To date, plaintiff has not petitioned the Secretary to conduct rulemaking, although presumably to do so would have been futile. However, even plaintiff concedes, that "if this Court clarifies the Secretary's authority to act, there is no reason to believe that the Secretary will fail to act." Pl. Reply at 9. Clearly, then, any court involvement in the agency's decision to conduct rulemaking would be premature where, as here, the agency has not yet had the opportunity to pass upon the merits of initiating rulemaking. See Renegotiation Board v. Bannercraft Co., 415 U.S. 1, 24, 94 S. Ct. 1028, 39 L. Ed. 2d 123 (1974) (until plaintiffs petition an agency for rulemaking, the courts may not intervene in agency workings).

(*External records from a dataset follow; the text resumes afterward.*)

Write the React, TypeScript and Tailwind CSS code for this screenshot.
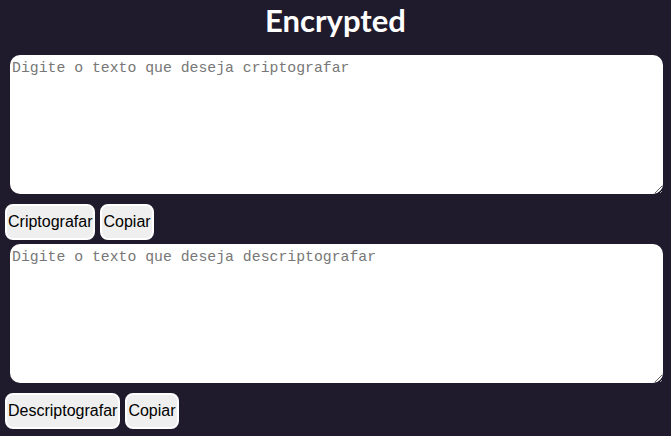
import { useState } from "react";

export default function App() {
  const [texto, setTexto] = useState<string>("");
  const [cifrado, setCifrado] = useState<string>("");

  return (
    <div className="min-h-screen w-full bg-[#1f1b2d] pt-[1px]">
      <h1 className="h-[43px] text-center text-[31px] leading-[38px] font-bold text-white font-['Comic_Sans_MS','Lato',sans-serif]">
        Encrypted
      </h1>

      <div className="mt-[11px] flex flex-col">
        <textarea
          value={texto}
          onChange={(e) => setTexto(e.target.value)}
          placeholder="Digite o texto que deseja criptografar"
          className="ml-[10px] h-[139px] w-[653px] rounded-[10px] bg-white px-[2px] py-[4px] text-[14.8px] leading-[18px] text-black placeholder:text-[#777] outline-none font-['Liberation_Mono',monospace]"
        />
        <div className="mt-[10px] ml-[5px] flex gap-[5px]">
          <button className="h-[36px] rounded-[8px] border-2 border-white bg-[#efefef] px-[1px] text-[16px] text-black font-['Liberation_Sans',Arial,sans-serif]">
            Criptografar
          </button>
          <button className="h-[36px] rounded-[8px] border-2 border-white bg-[#efefef] px-[1px] text-[16px] text-black font-['Liberation_Sans',Arial,sans-serif]">
            Copiar
          </button>
        </div>

        <textarea
          value={cifrado}
          onChange={(e) => setCifrado(e.target.value)}
          placeholder="Digite o texto que deseja descriptografar"
          className="mt-[4px] ml-[10px] h-[139px] w-[653px] rounded-[10px] bg-white px-[2px] py-[4px] text-[14.8px] leading-[18px] text-black placeholder:text-[#777] outline-none font-['Liberation_Mono',monospace]"
        />
        <div className="mt-[10px] ml-[5px] flex gap-[5px]">
          <button className="h-[36px] rounded-[8px] border-2 border-white bg-[#efefef] px-[1px] text-[16px] text-black font-['Liberation_Sans',Arial,sans-serif]">
            Descriptografar
          </button>
          <button className="h-[36px] rounded-[8px] border-2 border-white bg-[#efefef] px-[1px] text-[16px] text-black font-['Liberation_Sans',Arial,sans-serif]">
            Copiar
          </button>
        </div>
      </div>
    </div>
  );
}
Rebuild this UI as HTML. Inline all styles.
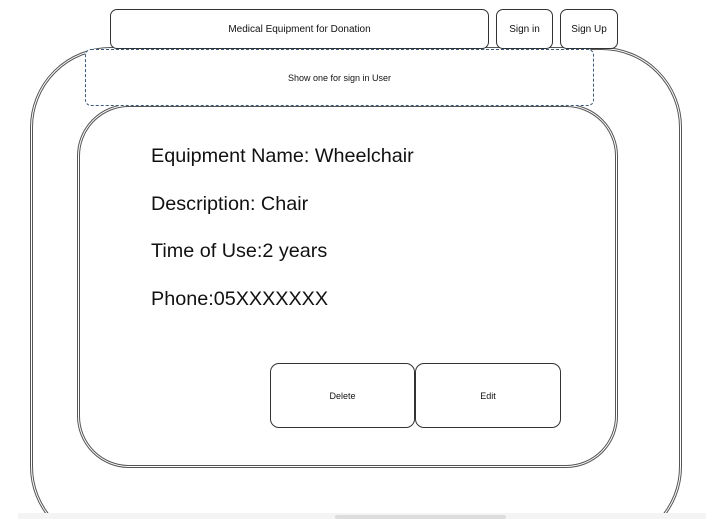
<!DOCTYPE html>
<html><head><style>
html,body{margin:0;width:715px;height:519px;overflow:hidden}
body{background:#fff;font-family:"Liberation Sans",Arial,sans-serif;color:#111}
#w{position:relative;width:715px;height:519px;overflow:hidden}
.a{position:absolute;box-sizing:border-box}
.dbl{border:3px double #555}
.b{border:1px solid #333;display:flex;align-items:center;justify-content:center;font-size:10px}
.t{position:absolute;left:151px;font-size:19.8px;line-height:22px;color:#111}
</style></head><body><div id="w">
<svg class="a" style="left:0;top:0" width="715" height="519" viewBox="0 0 715 519">
<rect x="30.5" y="47.5" width="651" height="499" rx="80" fill="none" stroke="#555" stroke-width="1"/>
<rect x="32.5" y="49.5" width="647" height="495" rx="78" fill="none" stroke="#555" stroke-width="1"/>
</svg>
<div class="a dbl" style="left:77px;top:104px;width:541px;height:364px;border-radius:52px"></div>
<div class="a b" style="left:110px;top:9px;width:379px;height:40px;border-radius:7px;background:#fff">Medical Equipment for Donation</div>
<div class="a b" style="left:496px;top:9px;width:57px;height:40px;border-radius:7px;background:#fff">Sign in</div>
<div class="a b" style="left:560px;top:9px;width:58px;height:40px;border-radius:7px;background:#fff">Sign Up</div>
<div class="a b" style="left:85px;top:49px;width:509px;height:57px;border-radius:6px;border:1px dashed #3a5a7a;background:#fff;font-size:9px">Show one for sign in User</div>
<div class="t" style="top:145px">Equipment Name: Wheelchair</div>
<div class="t" style="top:193px">Description: Chair</div>
<div class="t" style="top:240px">Time of Use:2 years</div>
<div class="t" style="top:288px">Phone:05XXXXXXX</div>
<div class="a b" style="left:270px;top:363px;width:145px;height:65px;border-radius:9px;background:#fff;font-size:9px">Delete</div>
<div class="a b" style="left:415px;top:363px;width:146px;height:65px;border-radius:9px;background:#fff;font-size:9px">Edit</div>
<div class="a" style="left:18px;top:513px;width:688px;height:6px;background:#f4f4f4"></div>
<div class="a" style="left:335px;top:515px;width:171px;height:4px;background:#ddd;border-radius:2px"></div>
</div></body></html>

C. The Proper Interpretation of the FLSA
The parties dispute the proper interpretation of the term "oppressive child labor" as it pertains to sixteen and seventeen year old students. The language at the heart of the controversy is this:
"Oppressive child labor" means a condition of employment under which . . . (2) any employee between the ages of sixteen and eighteen years is employed by an employer in any occupation which the Secretary of Labor shall find and by order declare to be particularly hazardous for the employment of children between such ages or detrimental to their health or well-being.
29 U.S.C. § 203(l). Section 203(l) goes on to state that
the Secretary of Labor shall provide by regulation or by order that the employment of employees between the ages of fourteen and sixteen years in occupations other than manufacturing and mining shall not be deemed to constitute oppressive child labor if and to the extent that the Secretary of Labor determines that such employment is confined to periods which will not interfere with their schooling and to conditions which will not interfere with their health and well-being.